Short task =
How many of the lines contain the string "this"? Give the number, with no other words.

Pages as source code:
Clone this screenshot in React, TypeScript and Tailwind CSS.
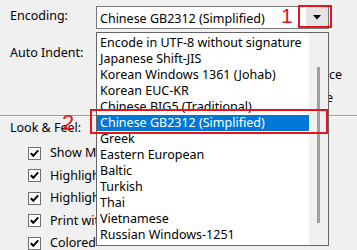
import * as React from 'react'

const encodings = [
  'Encode in UTF-8 without signature',
  'Japanese Shift-JIS',
  'Korean Windows 1361 (Johab)',
  'Korean EUC-KR',
  'Chinese BIG5 (Traditional)',
  'Chinese GB2312 (Simplified)',
  'Greek',
  'Eastern European',
  'Baltic',
  'Turkish',
  'Thai',
  'Vietnamese',
  'Russian Windows-1251',
]

const lookFeel = [
  'Show Margin',
  'Highlight Current Line',
  'Highlight Matching Braces',
  'Print with Line Numbers',
  'Colored Editor Face',
]

const Check = () => (
  <div className="w-[13px] h-[13px] border border-[#6e6e6e] bg-white flex items-center justify-center shrink-0">
    <svg width="11" height="11" viewBox="0 0 11 11">
      <polyline points="1.8,5.2 4.3,7.8 9.2,2.4" fill="none" stroke="#000" strokeWidth="2" />
    </svg>
  </div>
)

export default function App() {
  const selected = 5

  return (
    <div className="relative w-[357px] h-[250px] overflow-hidden bg-[#f0f0f0] text-[12.5px] text-black font-['Noto_Sans',sans-serif] pt-[6px]">
      {/* Encoding row */}
      <div className="flex items-start">
        <div className="w-[96px] pl-[10px] mt-[2px] leading-[16px]">Encoding:</div>
        <div className="w-[233px] h-[23px] border border-[#7a7a7a] bg-white flex items-center">
          <div className="flex-1 pl-[3px] leading-[16px] pt-[2px]">Chinese GB2312 (Simplified)</div>
          <div className="w-[22px] h-[21px] bg-[#e5e5e5] flex items-center justify-center">
            <svg width="8" height="5" viewBox="0 0 8 5">
              <polygon points="0,0 8,0 4,4.5" fill="#000" />
            </svg>
          </div>
        </div>
      </div>

      {/* Auto indent (options mostly hidden under the open list) */}
      <div className="flex mt-[16px]">
        <div className="w-[96px] pl-[10px] leading-[16px]">Auto Indent:</div>
        <div className="ml-[233px] w-[13px] flex flex-col pt-[22px] gap-[7px] leading-[16px] overflow-hidden">
          <div className="flex justify-end whitespace-nowrap">
            <span>Indent with space</span>
          </div>
          <div className="flex justify-end whitespace-nowrap mr-[9px]">
            <span>Like line above</span>
          </div>
        </div>
      </div>

      {/* separator */}
      <div className="mt-[9px] h-px bg-[#a0a0a0]" />
      <div className="h-px bg-white" />

      {/* Look & feel */}
      <div className="pl-[10px] mt-[3px] leading-[16px]">Look &amp; Feel:</div>
      <div className="mt-[6px] flex flex-col">
        {lookFeel.map((label) => (
          <div key={label} className="h-[22.5px] flex items-center pl-[28px]">
            <Check />
            <span className="ml-[9px] w-[46px] overflow-hidden leading-[16px] whitespace-nowrap">{label}</span>
          </div>
        ))}
      </div>

      {/* Open dropdown list */}
      <div className="absolute left-[96px] top-[32px] w-[233px] h-[214px] border border-[#646464] bg-white flex">
        <div className="flex-1 pt-[2px]">
          {encodings.map((e, i) => (
            <div
              key={e}
              className={`h-[16px] leading-[16px] pl-[3px] whitespace-nowrap ${
                i === selected ? 'bg-[#0078d7] text-white' : ''
              }`}
            >
              {e}
            </div>
          ))}
        </div>
        <div className="w-[19px] bg-[#f0f0f0] flex flex-col items-center pt-[34px]">
          <div className="w-[3px] h-[156px] bg-[#a0a0a0]" />
        </div>
      </div>

      {/* Annotations */}
      <div className="absolute left-[298px] top-[5px] w-[34px] h-[23px] border-2 border-[#e8131b]" />
      <div className="absolute left-[281px] top-[5px] text-[21px] leading-none text-[#e8131b] font-['Liberation_Sans',sans-serif]">1</div>
      <div className="absolute left-[90px] top-[109px] w-[238px] h-[25px] border-2 border-[#e8131b]" />
      <div className="absolute left-[62px] top-[112px] text-[22px] leading-none text-[#e8131b] font-['Liberation_Sans',sans-serif]">2</div>
    </div>
  )
}
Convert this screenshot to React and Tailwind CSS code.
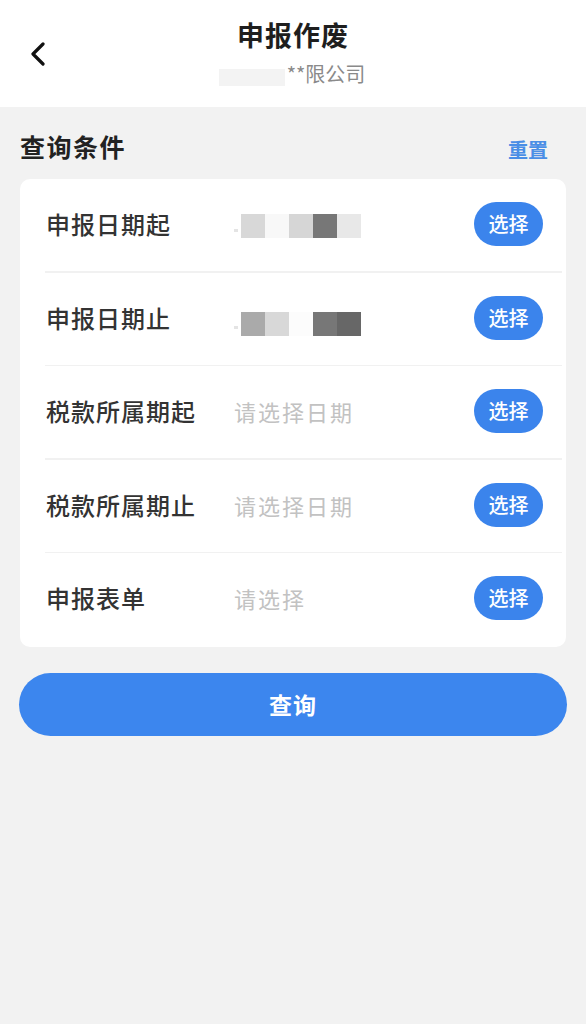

Reply to the exercise =
2